DiBiagio's remarks spur motion in fraud case

Chapman prosecutors ask ban on e-mail references

July 20, 2004|By Michael Dresser | Michael Dresser,SUN STAFF

In the first fallout since U.S. Attorney Thomas M. DiBiagio was rebuked for e-mail messages urging more convictions of public officials, prosecutors in the federal fraud trial of investment banker Nathan A. Chapman moved yesterday to block any mention of their boss' statements to discredit their case.

Two assistant U.S. attorneys urged U.S. District Judge William D. Quarles to prevent Chapman's attorneys from telling the jury about DiBiagio's widely reported remarks exhorting aides to press forward on public corruption cases.

The move would bar any defense arguments questioning the government's motives for bringing its case against Chapman, a longtime political ally of former Gov.

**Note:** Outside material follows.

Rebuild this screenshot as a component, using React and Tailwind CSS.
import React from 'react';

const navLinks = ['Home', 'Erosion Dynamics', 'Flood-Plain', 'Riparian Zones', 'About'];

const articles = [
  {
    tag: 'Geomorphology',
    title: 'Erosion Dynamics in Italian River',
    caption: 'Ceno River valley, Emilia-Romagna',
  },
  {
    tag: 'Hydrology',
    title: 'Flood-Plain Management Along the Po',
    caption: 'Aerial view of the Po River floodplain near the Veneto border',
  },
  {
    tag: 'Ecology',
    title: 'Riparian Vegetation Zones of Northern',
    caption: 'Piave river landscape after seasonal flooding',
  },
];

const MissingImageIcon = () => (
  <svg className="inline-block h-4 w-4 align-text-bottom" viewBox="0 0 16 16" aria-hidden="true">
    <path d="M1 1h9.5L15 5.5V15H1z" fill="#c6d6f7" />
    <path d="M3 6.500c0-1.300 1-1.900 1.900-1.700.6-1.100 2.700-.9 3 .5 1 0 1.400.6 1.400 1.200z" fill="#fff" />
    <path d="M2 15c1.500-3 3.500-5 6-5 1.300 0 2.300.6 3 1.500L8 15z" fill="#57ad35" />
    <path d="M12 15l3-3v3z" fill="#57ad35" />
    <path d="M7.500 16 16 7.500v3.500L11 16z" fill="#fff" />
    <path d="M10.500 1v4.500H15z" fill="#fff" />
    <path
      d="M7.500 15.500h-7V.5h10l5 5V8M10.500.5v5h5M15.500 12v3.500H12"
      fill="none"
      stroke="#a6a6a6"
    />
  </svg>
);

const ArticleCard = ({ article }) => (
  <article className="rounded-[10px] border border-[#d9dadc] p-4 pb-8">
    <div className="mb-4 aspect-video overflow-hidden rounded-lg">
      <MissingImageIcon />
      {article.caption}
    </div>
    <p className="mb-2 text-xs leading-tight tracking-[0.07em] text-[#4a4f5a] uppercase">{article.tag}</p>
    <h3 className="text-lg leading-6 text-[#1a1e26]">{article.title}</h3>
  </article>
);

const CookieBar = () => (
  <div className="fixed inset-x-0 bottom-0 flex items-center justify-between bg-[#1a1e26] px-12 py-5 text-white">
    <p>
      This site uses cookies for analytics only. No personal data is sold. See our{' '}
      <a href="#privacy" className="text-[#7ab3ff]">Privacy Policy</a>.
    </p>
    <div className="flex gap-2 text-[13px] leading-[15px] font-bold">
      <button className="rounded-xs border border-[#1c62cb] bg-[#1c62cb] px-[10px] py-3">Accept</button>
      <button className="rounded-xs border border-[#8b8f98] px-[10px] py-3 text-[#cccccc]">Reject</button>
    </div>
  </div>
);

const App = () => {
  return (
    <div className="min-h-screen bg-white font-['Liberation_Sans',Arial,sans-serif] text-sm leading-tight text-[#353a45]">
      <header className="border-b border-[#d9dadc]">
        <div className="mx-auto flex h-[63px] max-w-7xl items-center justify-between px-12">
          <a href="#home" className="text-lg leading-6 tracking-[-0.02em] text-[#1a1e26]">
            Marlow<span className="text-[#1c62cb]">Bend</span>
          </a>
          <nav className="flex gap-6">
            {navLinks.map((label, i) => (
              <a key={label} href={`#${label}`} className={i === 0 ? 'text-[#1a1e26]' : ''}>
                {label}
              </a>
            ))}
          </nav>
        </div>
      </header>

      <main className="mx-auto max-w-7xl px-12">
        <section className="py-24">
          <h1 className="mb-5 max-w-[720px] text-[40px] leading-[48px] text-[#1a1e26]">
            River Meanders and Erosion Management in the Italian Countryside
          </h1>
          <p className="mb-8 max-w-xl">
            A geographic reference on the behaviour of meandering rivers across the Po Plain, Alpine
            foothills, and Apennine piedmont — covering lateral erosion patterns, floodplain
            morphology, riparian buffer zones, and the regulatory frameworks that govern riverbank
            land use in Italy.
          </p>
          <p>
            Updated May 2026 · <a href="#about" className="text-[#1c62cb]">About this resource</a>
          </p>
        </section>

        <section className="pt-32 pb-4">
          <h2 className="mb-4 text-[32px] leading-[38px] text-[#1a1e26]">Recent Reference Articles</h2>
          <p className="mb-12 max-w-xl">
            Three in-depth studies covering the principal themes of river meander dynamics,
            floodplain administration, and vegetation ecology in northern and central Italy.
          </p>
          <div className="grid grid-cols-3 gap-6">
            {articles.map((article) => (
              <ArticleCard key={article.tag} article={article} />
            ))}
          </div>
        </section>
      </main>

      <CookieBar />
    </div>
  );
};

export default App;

Parris N. Glendening.

"Any attempt to offer evidence, innuendo or argument concerning the government's conduct or motivation in bringing this or any other case is just a tactic calculated to divert attention from evidence of the defendant's guilt and a bid for jury nullification," the prosecutors argued.

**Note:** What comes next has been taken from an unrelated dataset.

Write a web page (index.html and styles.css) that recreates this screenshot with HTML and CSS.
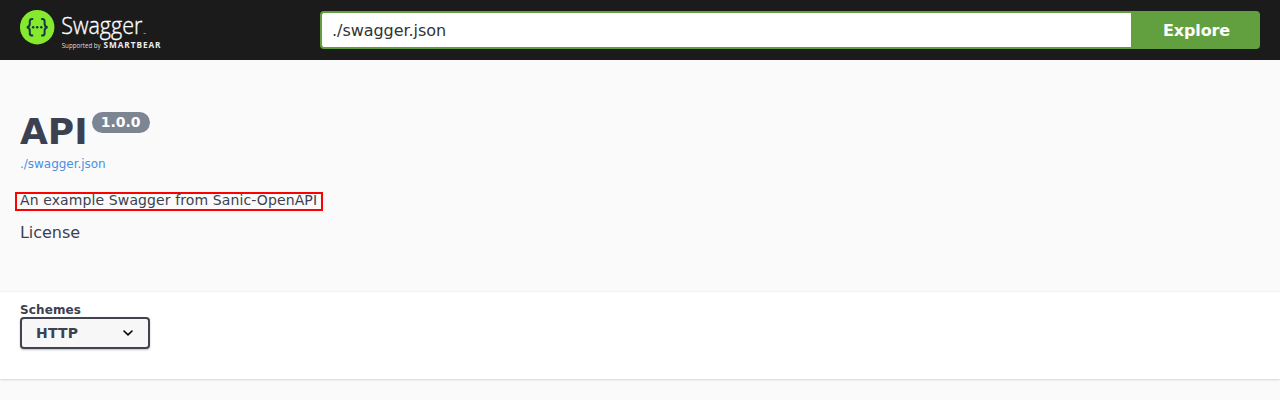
FILE: index.html
```html
<!DOCTYPE html>
<html lang="en">
<head>
<meta charset="utf-8">
<title>Swagger UI</title>
<link rel="stylesheet" href="styles.css">
</head>
<body>
<header class="topbar">
  <a class="logo">
    <svg width="150" height="60" viewBox="0 0 150 60">
      <circle cx="17.2" cy="27.2" r="17.2" fill="#85ea2d"/>
      <g fill="none" stroke="#173647" stroke-width="2">
        <path d="M13.2 18.9h-1c-1.7 0-2.4.8-2.4 2.4v2.5c0 2-.8 3.1-3 3.4 2.2.3 3 1.4 3 3.4v2.6c0 1.6.7 2.4 2.4 2.4h1"/>
        <path d="M21.2 18.9h1c1.7 0 2.4.8 2.4 2.4v2.5c0 2 .8 3.1 3 3.4-2.2.3-3 1.4-3 3.4v2.6c0 1.6-.7 2.4-2.4 2.4h-1"/>
      </g>
      <g fill="#173647">
        <circle cx="13.1" cy="27.2" r="1.25"/><circle cx="17.2" cy="27.2" r="1.25"/><circle cx="21.3" cy="27.2" r="1.25"/>
      </g>
      <text class="logo-name" x="41.3" y="34.2" textLength="81" lengthAdjust="spacingAndGlyphs">Swagger</text>
      <path d="M123.5 33.5h2.5" stroke="#999" stroke-width=".8"/>
      <text class="logo-support" x="41.7" y="48" textLength="39" lengthAdjust="spacingAndGlyphs">Supported by</text>
      <text class="logo-company" x="83.5" y="48" textLength="57" lengthAdjust="spacing">SMARTBEAR</text>
    </svg>
  </a>
  <form class="download">
    <input class="download-input" type="text" value="./swagger.json">
    <button class="download-button" type="button">Explore</button>
  </form>
</header>
<main>
  <section class="info">
    <div class="heading">
      <h1 class="title">API</h1>
      <span class="version">1.0.0</span>
    </div>
    <a class="spec-link">./swagger.json</a>
    <p class="description">An example Swagger from Sanic-OpenAPI</p>
    <div class="license">License</div>
  </section>
  <section class="schemes">
    <div class="schemes-label">Schemes</div>
    <div class="select">
      <span>HTTP</span>
      <svg width="12" height="8" viewBox="0 0 12 8"><path d="M2 2 6 5.8l4-3.8" fill="none" stroke="#000" stroke-width="1.6" stroke-linecap="round" stroke-linejoin="round"/></svg>
    </div>
  </section>
</main>
</body>
</html>
```
FILE: styles.css
```css
* { box-sizing: border-box; }
body {
  margin: 0;
  height: 400px;
  overflow: hidden;
  background: #fafafa;
  color: #3b4151;
  font-family: "DejaVu Sans", sans-serif;
}
.topbar {
  display: flex;
  align-items: center;
  height: 60px;
  padding: 0 20px;
  background: #1b1b1b;
}
.logo { width: 300px; height: 60px; }
.logo svg { display: block; }
.logo-name { font: 300 23px "Open Sans", sans-serif; fill: #fff; stroke: #fff; stroke-width: .35px; }
.logo-support { font: 6.3px "Open Sans", sans-serif; fill: #ddd; }
.logo-company { font: bold 8.2px "Open Sans", sans-serif; fill: #eee; }
.download { display: flex; flex: 1; height: 38px; }
.download-input {
  flex: 1;
  min-width: 0;
  padding: 0 10px;
  border: 2px solid #62a03f;
  border-right: 0;
  border-radius: 4px 0 0 4px;
  outline: 0;
  background: #fff;
  color: #333;
  font: 16px "DejaVu Sans", sans-serif;
  letter-spacing: -.05px;
}
.download-button {
  width: 129px;
  padding: 0 0 0 2px;
  border: 0;
  border-radius: 0 4px 4px 0;
  background: #62a03f;
  color: #fff;
  font: bold 16px "DejaVu Sans", sans-serif;
  letter-spacing: -.1px;
}
.info { height: 232px; padding: 50px 20px 0; }
.heading { display: flex; align-items: flex-start; gap: 4px; height: 45px; }
.title { margin: 0; font-size: 36px; line-height: 44px; }
.version {
  height: 21px;
  margin-top: 2px;
  padding: 0 9px;
  border-radius: 11px;
  background: #7d8492;
  color: #fff;
  font-size: 14px;
  font-weight: bold;
  line-height: 21px;
}
.spec-link { display: block; color: #4990e2; font-size: 12px; line-height: 18px; letter-spacing: -.03px; }
.description {
  width: 308px;
  height: 19px;
  margin: 19px 0 0 -5px;
  padding-left: 3px;
  border: 2px solid #f00;
  font-size: 14px;
  line-height: 12px;
  letter-spacing: .11px;
  white-space: nowrap;
}
.license { margin-top: 12px; font-size: 16px; line-height: 19px; letter-spacing: -.05px; }
.schemes {
  height: 87px;
  padding: 11px 20px 0;
  background: #fff;
  box-shadow: 0 1px 2px rgba(0, 0, 0, .15), 0 -1px 1px rgba(0, 0, 0, .02);
}
.schemes-label { font-size: 12px; font-weight: bold; line-height: 14px; letter-spacing: .12px; }
.select {
  display: flex;
  align-items: center;
  justify-content: space-between;
  width: 130px;
  height: 32px;
  padding: 0 14px;
  border: 2px solid #41444e;
  border-radius: 4px;
  background: #f7f7f7;
  box-shadow: 0 1px 2px rgba(0, 0, 0, .25);
  font-size: 14px;
  font-weight: bold;
  letter-spacing: .2px;
}
```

Quarles has yet to announce a ruling on the motion.

Chapman's lead defense attorney, William R. "Billy" Martin, said he could not comment on the prosecutors' filing.

Motives questioned

The motion came as Chapman's lawyers began to present defense arguments after about a month-long prosecution case.

While cross-examining government witnesses, Chapman's attorneys have repeatedly suggested a political motive for bringing the charges. Time and again the defense questioned whether federal investigators were looking into Chapman's political connections and contributions - particularly those involving Glendening.

Last week, The Sun reported that in May, DiBiagio set a goal of three "front-page white collar/public corruption indictments" by Nov. 6.

The newspaper also reported that on July 1, DiBiagio stepped up the pressure on his assistants in an e-mail pointing to a series of federal indictments brought last month against city officials in Philadelphia.

"Why aren't we doing cases like this? Am I the only one embarrassed by the fact that this Office has not convicted an elected official of corruption since 1988?" Maryland's top federal prosecutor wrote.

DiBiagio subsequently sought to soften his remarks, but the disclosure of his comments brought a rebuke from the U.S. Justice Department.

Deputy Attorney General James B. Comey wrote a letter to DiBiagio on Friday telling him not to bring any future public corruption indictments without approval from Washington in order to protect the "credibility" of the U.S. attorney's office.

Assistant U.S. attorneys Jefferson M. Gray and Craig M. Wolff are seeking to prevent Martin from using DiBiagio's words as ammunition in the Chapman case.

"Even assuming that the Unites States Attorney has made a stated priority of [investigating] allegations of corruption involving elected public officials, this in no way extenuates or excuses Mr. Chapman's conduct," the prosecutors told Quarles. "This is primarily a corporate and securities fraud case."

Chapman, who managed money for the Maryland state pension fund, is charged with defrauding the system by instructing an investor he supervised to buy millions of dollars worth of stock in Chapman's own companies. Among other charges, he is also accused of looting hundreds of thousands of dollars from his own publicly traded companies.

Defense motion denied

Last week, Quarles denied a defense motion to throw out charges - ruling that on each count there is enough evidence to let the jury decide.

Prosecutors argued that the defense has "no legitimate reason" to link the case against Chapman with DiBiagio's comments - noting that two of the U.S. attorney's reported communications came after the Chapman trial began.

The U.S. attorney's office cited cases giving federal prosecutors broad discretion in bringing cases. The government motion said juries are entitled to acquit on any grounds they choose but that defense lawyers are not entitled to present a theory that prosecutors charged Chapman only because they couldn't indict "more prominent targets."

There was no public discussion of the motion in court yesterday, but prosecutors and defense attorneys spent long stretches of time in animated discussions with Quarles at the bench - interruptions that are routinely covered with recorded "white noise."

Chapman's lawyers managed to introduce a hint of suspicions about the government's case yesterday through the testimony of defense witness Robert L. Wallace, a former director of one of Chapman's companies.

`A bit concerned

Wallace, a published author who professed continuing admiration for Chapman, said that during the government's investigation he declined an invitation to be interviewed by the FBI.

"I was a bit concerned about the motives of the FBI," the Howard County entrepreneur said.

Wallace testified that a series of loans Chapman received from one of his companies - eventually totaling more than $1 million and still not repaid - were approved by the board because directors thought they were in the best interest of the business.

Supporting a main defense argument, Wallace said the board approved those loans only after consultation with lawyers. Prosecutors said such arguments are irrelevant because Chapman is not charged with crimes involving the loans.

"It is axiomatic that only relevant evidence is admissible," prosecutors wrote.